Transcribe the material in full. Nothing should differ except that the pictures are left out.

+++

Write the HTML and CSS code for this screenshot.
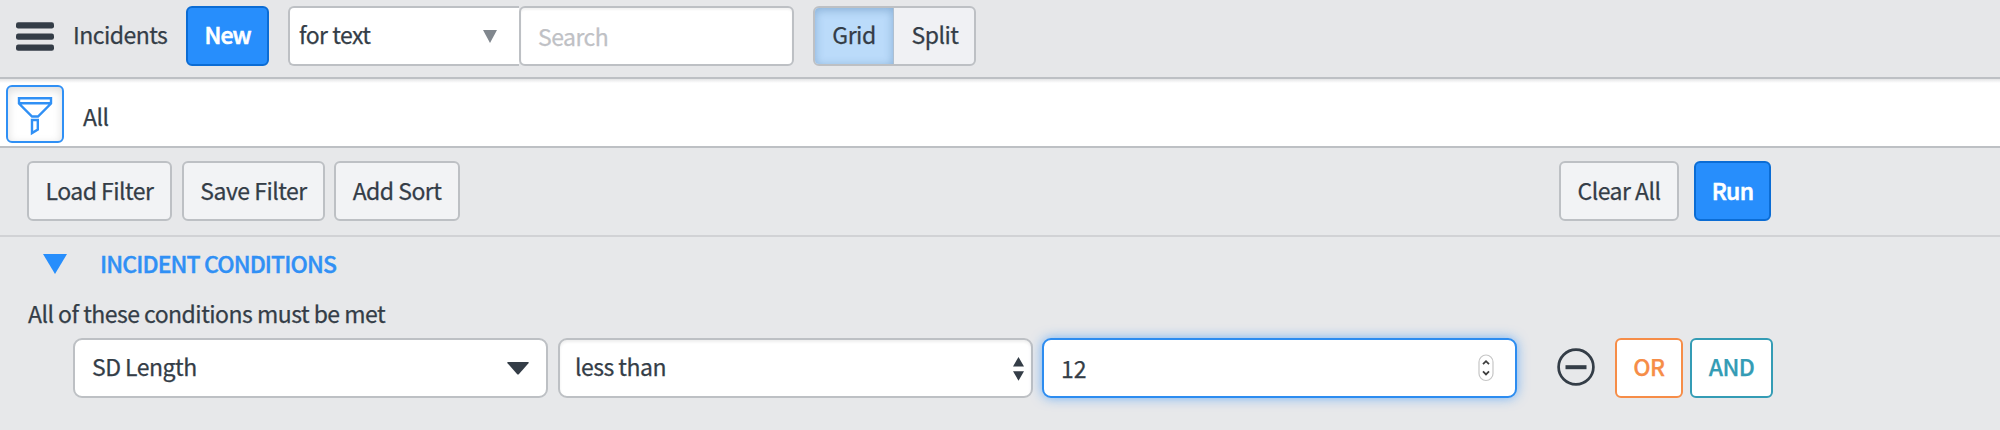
FILE: index.html
```html
<!DOCTYPE html>
<html lang="en">
<head>
<meta charset="utf-8">
<title>Incidents</title>
<link rel="stylesheet" href="styles.css">
</head>
<body>
<header class="toolbar">
  <svg class="menu" width="38" height="30" viewBox="0 0 38 30"><g fill="#343d47"><rect y="0.3" width="38" height="6.2" rx="2.2"/><rect y="11.5" width="38" height="6.2" rx="2.2"/><rect y="22.6" width="38" height="6.2" rx="2.2"/></g></svg>
  <span class="title">Incidents</span>
  <div class="btn primary new">New</div>
  <div class="search-group">
    <div class="kind"><span>for text</span><svg width="14" height="13" viewBox="0 0 14 13"><path d="M0 0H14L7 13Z" fill="#81878e"/></svg></div>
    <div class="search">Search</div>
  </div>
  <div class="toggle">
    <div class="grid">Grid</div>
    <div class="split">Split</div>
  </div>
</header>
<nav class="crumbs">
  <div class="funnel"><svg width="36" height="40" viewBox="0 0 36 40" fill="none" stroke="#3090f5" stroke-width="2.4"><path d="M2 2.2H34V7.5L21 20.5H15L2 7.5ZM2 7.2H34"/><path d="M15 24H20.8V33.5L15 37Z"/></svg></div>
  <span>All</span>
</nav>
<section class="actions">
  <div class="btn load">Load Filter</div>
  <div class="btn save">Save Filter</div>
  <div class="btn sort">Add Sort</div>
  <div class="btn clear">Clear All</div>
  <div class="btn primary run">Run</div>
</section>
<main class="conditions">
  <div class="heading">
    <svg width="24" height="20" viewBox="0 0 24 20"><path d="M0 0H24L12 20Z" fill="#278efc"/></svg>
    <span>INCIDENT CONDITIONS</span>
  </div>
  <p class="hint">All of these conditions must be met</p>
  <div class="row">
    <div class="field"><span>SD Length</span><svg class="caret" width="22" height="13" viewBox="0 0 22 13"><path d="M1 0H21Q22.5 0 21.5 1.2L12 12Q11 13 10 12L0.5 1.2Q-0.5 0 1 0Z" fill="#343d47"/></svg></div>
    <div class="field operator"><span>less than</span><svg class="updown" width="11" height="24" viewBox="0 0 11 24"><path d="M0 9.5L5.5 0L11 9.5ZM0 14.2H11L5.5 23.7Z" fill="#343d47"/></svg></div>
    <div class="field value"><span>12</span><svg class="stepper" width="16" height="28" viewBox="0 0 16 28" fill="none"><rect x="1" y="1" width="14" height="25.5" rx="7" stroke="#c6c6c6" stroke-width="1.2" fill="#fff"/><path d="M5 10.2L8 7.2L11 10.2M5 17.4L8 20.4L11 17.4" stroke="#3e3e3e" stroke-width="1.8"/></svg></div>
    <svg class="remove" width="38" height="38" viewBox="0 0 38 38"><circle cx="19" cy="19" r="17.4" fill="none" stroke="#343d47" stroke-width="2.7"/><rect x="8.5" y="17.2" width="21" height="4" fill="#343d47"/></svg>
    <div class="logic or">OR</div>
    <div class="logic and">AND</div>
  </div>
</main>
</body>
</html>
```
FILE: styles.css
```css
* { box-sizing: border-box; }
body {
  margin: 0;
  width: 2000px;
  height: 430px;
  overflow: hidden;
  background: #e7e8ea;
  color: #343d47;
  font: 23px/30px "Noto Sans CJK SC", "Noto Sans", sans-serif;
  letter-spacing: -0.52px;
  -webkit-text-stroke: 0.25px currentColor;
  white-space: nowrap;
}
svg { display: block; flex: none; }
.toolbar {
  display: flex;
  height: 79px;
  padding: 6px 0 0 16px;
  background: #e6e7e9;
  border-bottom: 2px solid #bdc0c4;
}
.menu { margin-top: 16px; }
.title { width: 113px; margin: 13px 0 0 19px; }
.btn {
  display: flex;
  align-items: center;
  justify-content: center;
  height: 60px;
  padding-bottom: 3px;
  background: #f2f3f5;
  border: 2px solid #bdc0c4;
  border-radius: 6px;
}
.primary {
  background: #278efc;
  border-color: #0b6cd4;
  color: #fff;
  font-weight: 500;
  -webkit-text-stroke-width: 0.6px;
}
.new { width: 83px; padding-bottom: 4px; letter-spacing: -1px; }
.search-group { display: flex; margin-left: 19px; }
.kind {
  display: flex;
  align-items: center;
  justify-content: space-between;
  width: 231px;
  height: 60px;
  padding: 0 22px 4px 9px;
  background: #fff;
  border: 2px solid #bdc0c4;
  border-right: 0;
  border-radius: 6px 0 0 6px;
}
.kind svg { margin-top: 5px; }
.search {
  display: flex;
  align-items: center;
  width: 275px;
  height: 60px;
  padding-left: 17px;
  background: #fff;
  border: 2px solid #bdc0c4;
  border-radius: 6px;
  box-shadow: inset 0 2px 2px rgba(0, 0, 0, 0.05);
  color: #bfc1c5;
}
.toggle {
  display: flex;
  width: 163px;
  height: 60px;
  margin-left: 19px;
  border: 2px solid #bdc0c4;
  border-radius: 6px;
  overflow: hidden;
  background: #f0f1f4;
}
.grid, .split { display: flex; align-items: center; justify-content: center; padding-bottom: 4px; }
.grid {
  width: 79px;
  background: #bbdbfa;
  border-right: 1px solid #aebfd0;
  box-shadow: inset 0 2px 10px rgba(60, 110, 160, 0.4);
}
.split { flex: 1; padding-left: 2px; }
.crumbs {
  display: flex;
  align-items: flex-start;
  height: 69px;
  padding: 6px 0 0 6px;
  background: linear-gradient(#e4e5e6, #fff 4px);
  border-bottom: 2px solid #bdc0c4;
}
.crumbs > span { margin: 16px 0 0 19px; }
.funnel {
  width: 58px;
  height: 58px;
  padding: 9px 0 0 9px;
  border: 2px solid #3090f5;
  border-radius: 6px;
  box-shadow: inset 0 3px 10px rgba(0, 0, 0, 0.14);
  background: #fff;
}
.actions {
  display: flex;
  width: 2000px;
  height: 89px;
  padding: 13px 0 0 27px;
  border-bottom: 2px solid #d1d2d5;
}
.load { width: 145px; }
.save { width: 143px; margin-left: 10px; }
.sort { width: 126px; margin-left: 9px; }
.clear { width: 120px; margin-left: 1099px; }
.run { width: 77px; margin-left: 15px; letter-spacing: -0.7px; }
.heading {
  display: flex;
  height: 53px;
  padding: 11px 0 0 43px;
  color: #3090f5;
  font-weight: 500;
  letter-spacing: -0.88px;
  -webkit-text-stroke-width: 0.4px;
}
.heading svg { margin: 6px 33px 0 0; }
.hint { height: 48px; margin: 0; padding: 8px 0 0 28px; }
.row { display: flex; padding-left: 73px; }
.field {
  display: flex;
  align-items: center;
  justify-content: space-between;
  width: 475px;
  height: 60px;
  padding: 0 17px 4px;
  background: #fff;
  border: 2px solid #bdc0c4;
  border-radius: 9px;
}
.operator { margin-left: 10px; padding: 0 7px 4px 15px; box-shadow: inset 0 2px 3px rgba(0, 0, 0, 0.07); }
.value {
  width: 475px;
  margin-left: 9px;
  padding: 0 21px 0 17px;
  border-color: #2c8cf0;
  box-shadow: 0 0 12px rgba(39, 142, 252, 0.6);
  letter-spacing: 0;
}
.caret, .updown { margin-top: 5px; }
.remove { margin: 10px 0 0 40px; }
.logic {
  display: flex;
  align-items: center;
  justify-content: center;
  height: 60px;
  padding-bottom: 4px;
  background: #fff;
  border: 2px solid;
  border-radius: 6px;
  font-weight: 500;
}
.or { width: 68px; margin-left: 20px; color: #f68d48; }
.and { width: 83px; margin-left: 7px; color: #349cb5; }
```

+++

• [The solution]:
Write the HTML and CSS code for this screenshot.
FILE: index.html
```html
<!DOCTYPE html>
<html lang="en">
<head>
<meta charset="utf-8">
<title>Incidents</title>
<link rel="stylesheet" href="styles.css">
</head>
<body>
<header class="toolbar">
  <svg class="menu" width="38" height="30" viewBox="0 0 38 30"><g fill="#343d47"><rect y="0.3" width="38" height="6.2" rx="2.2"/><rect y="11.5" width="38" height="6.2" rx="2.2"/><rect y="22.6" width="38" height="6.2" rx="2.2"/></g></svg>
  <span class="title">Incidents</span>
  <div class="btn primary new">New</div>
  <div class="search-group">
    <div class="kind"><span>for text</span><svg width="14" height="13" viewBox="0 0 14 13"><path d="M0 0H14L7 13Z" fill="#81878e"/></svg></div>
    <div class="search">Search</div>
  </div>
  <div class="toggle">
    <div class="grid">Grid</div>
    <div class="split">Split</div>
  </div>
</header>
<nav class="crumbs">
  <div class="funnel"><svg width="36" height="40" viewBox="0 0 36 40" fill="none" stroke="#3090f5" stroke-width="2.4"><path d="M2 2.2H34V7.5L21 20.5H15L2 7.5ZM2 7.2H34"/><path d="M15 24H20.8V33.5L15 37Z"/></svg></div>
  <span>All</span>
</nav>
<section class="actions">
  <div class="btn load">Load Filter</div>
  <div class="btn save">Save Filter</div>
  <div class="btn sort">Add Sort</div>
  <div class="btn clear">Clear All</div>
  <div class="btn primary run">Run</div>
</section>
<main class="conditions">
  <div class="heading">
    <svg width="24" height="20" viewBox="0 0 24 20"><path d="M0 0H24L12 20Z" fill="#278efc"/></svg>
    <span>INCIDENT CONDITIONS</span>
  </div>
  <p class="hint">All of these conditions must be met</p>
  <div class="row">
    <div class="field"><span>SD Length</span><svg class="caret" width="22" height="13" viewBox="0 0 22 13"><path d="M1 0H21Q22.5 0 21.5 1.2L12 12Q11 13 10 12L0.5 1.2Q-0.5 0 1 0Z" fill="#343d47"/></svg></div>
    <div class="field operator"><span>less than</span><svg class="updown" width="11" height="24" viewBox="0 0 11 24"><path d="M0 9.5L5.5 0L11 9.5ZM0 14.2H11L5.5 23.7Z" fill="#343d47"/></svg></div>
    <div class="field value"><span>12</span><svg class="stepper" width="16" height="28" viewBox="0 0 16 28" fill="none"><rect x="1" y="1" width="14" height="25.5" rx="7" stroke="#c6c6c6" stroke-width="1.2" fill="#fff"/><path d="M5 10.2L8 7.2L11 10.2M5 17.4L8 20.4L11 17.4" stroke="#3e3e3e" stroke-width="1.8"/></svg></div>
    <svg class="remove" width="38" height="38" viewBox="0 0 38 38"><circle cx="19" cy="19" r="17.4" fill="none" stroke="#343d47" stroke-width="2.7"/><rect x="8.5" y="17.2" width="21" height="4" fill="#343d47"/></svg>
    <div class="logic or">OR</div>
    <div class="logic and">AND</div>
  </div>
</main>
</body>
</html>
```
FILE: styles.css
```css
* { box-sizing: border-box; }
body {
  margin: 0;
  width: 2000px;
  height: 430px;
  overflow: hidden;
  background: #e7e8ea;
  color: #343d47;
  font: 23px/30px "Noto Sans CJK SC", "Noto Sans", sans-serif;
  letter-spacing: -0.52px;
  -webkit-text-stroke: 0.25px currentColor;
  white-space: nowrap;
}
svg { display: block; flex: none; }
.toolbar {
  display: flex;
  height: 79px;
  padding: 6px 0 0 16px;
  background: #e6e7e9;
  border-bottom: 2px solid #bdc0c4;
}
.menu { margin-top: 16px; }
.title { width: 113px; margin: 13px 0 0 19px; }
.btn {
  display: flex;
  align-items: center;
  justify-content: center;
  height: 60px;
  padding-bottom: 3px;
  background: #f2f3f5;
  border: 2px solid #bdc0c4;
  border-radius: 6px;
}
.primary {
  background: #278efc;
  border-color: #0b6cd4;
  color: #fff;
  font-weight: 500;
  -webkit-text-stroke-width: 0.6px;
}
.new { width: 83px; padding-bottom: 4px; letter-spacing: -1px; }
.search-group { display: flex; margin-left: 19px; }
.kind {
  display: flex;
  align-items: center;
  justify-content: space-between;
  width: 231px;
  height: 60px;
  padding: 0 22px 4px 9px;
  background: #fff;
  border: 2px solid #bdc0c4;
  border-right: 0;
  border-radius: 6px 0 0 6px;
}
.kind svg { margin-top: 5px; }
.search {
  display: flex;
  align-items: center;
  width: 275px;
  height: 60px;
  padding-left: 17px;
  background: #fff;
  border: 2px solid #bdc0c4;
  border-radius: 6px;
  box-shadow: inset 0 2px 2px rgba(0, 0, 0, 0.05);
  color: #bfc1c5;
}
.toggle {
  display: flex;
  width: 163px;
  height: 60px;
  margin-left: 19px;
  border: 2px solid #bdc0c4;
  border-radius: 6px;
  overflow: hidden;
  background: #f0f1f4;
}
.grid, .split { display: flex; align-items: center; justify-content: center; padding-bottom: 4px; }
.grid {
  width: 79px;
  background: #bbdbfa;
  border-right: 1px solid #aebfd0;
  box-shadow: inset 0 2px 10px rgba(60, 110, 160, 0.4);
}
.split { flex: 1; padding-left: 2px; }
.crumbs {
  display: flex;
  align-items: flex-start;
  height: 69px;
  padding: 6px 0 0 6px;
  background: linear-gradient(#e4e5e6, #fff 4px);
  border-bottom: 2px solid #bdc0c4;
}
.crumbs > span { margin: 16px 0 0 19px; }
.funnel {
  width: 58px;
  height: 58px;
  padding: 9px 0 0 9px;
  border: 2px solid #3090f5;
  border-radius: 6px;
  box-shadow: inset 0 3px 10px rgba(0, 0, 0, 0.14);
  background: #fff;
}
.actions {
  display: flex;
  width: 2000px;
  height: 89px;
  padding: 13px 0 0 27px;
  border-bottom: 2px solid #d1d2d5;
}
.load { width: 145px; }
.save { width: 143px; margin-left: 10px; }
.sort { width: 126px; margin-left: 9px; }
.clear { width: 120px; margin-left: 1099px; }
.run { width: 77px; margin-left: 15px; letter-spacing: -0.7px; }
.heading {
  display: flex;
  height: 53px;
  padding: 11px 0 0 43px;
  color: #3090f5;
  font-weight: 500;
  letter-spacing: -0.88px;
  -webkit-text-stroke-width: 0.4px;
}
.heading svg { margin: 6px 33px 0 0; }
.hint { height: 48px; margin: 0; padding: 8px 0 0 28px; }
.row { display: flex; padding-left: 73px; }
.field {
  display: flex;
  align-items: center;
  justify-content: space-between;
  width: 475px;
  height: 60px;
  padding: 0 17px 4px;
  background: #fff;
  border: 2px solid #bdc0c4;
  border-radius: 9px;
}
.operator { margin-left: 10px; padding: 0 7px 4px 15px; box-shadow: inset 0 2px 3px rgba(0, 0, 0, 0.07); }
.value {
  width: 475px;
  margin-left: 9px;
  padding: 0 21px 0 17px;
  border-color: #2c8cf0;
  box-shadow: 0 0 12px rgba(39, 142, 252, 0.6);
  letter-spacing: 0;
}
.caret, .updown { margin-top: 5px; }
.remove { margin: 10px 0 0 40px; }
.logic {
  display: flex;
  align-items: center;
  justify-content: center;
  height: 60px;
  padding-bottom: 4px;
  background: #fff;
  border: 2px solid;
  border-radius: 6px;
  font-weight: 500;
}
.or { width: 68px; margin-left: 20px; color: #f68d48; }
.and { width: 83px; margin-left: 7px; color: #349cb5; }
```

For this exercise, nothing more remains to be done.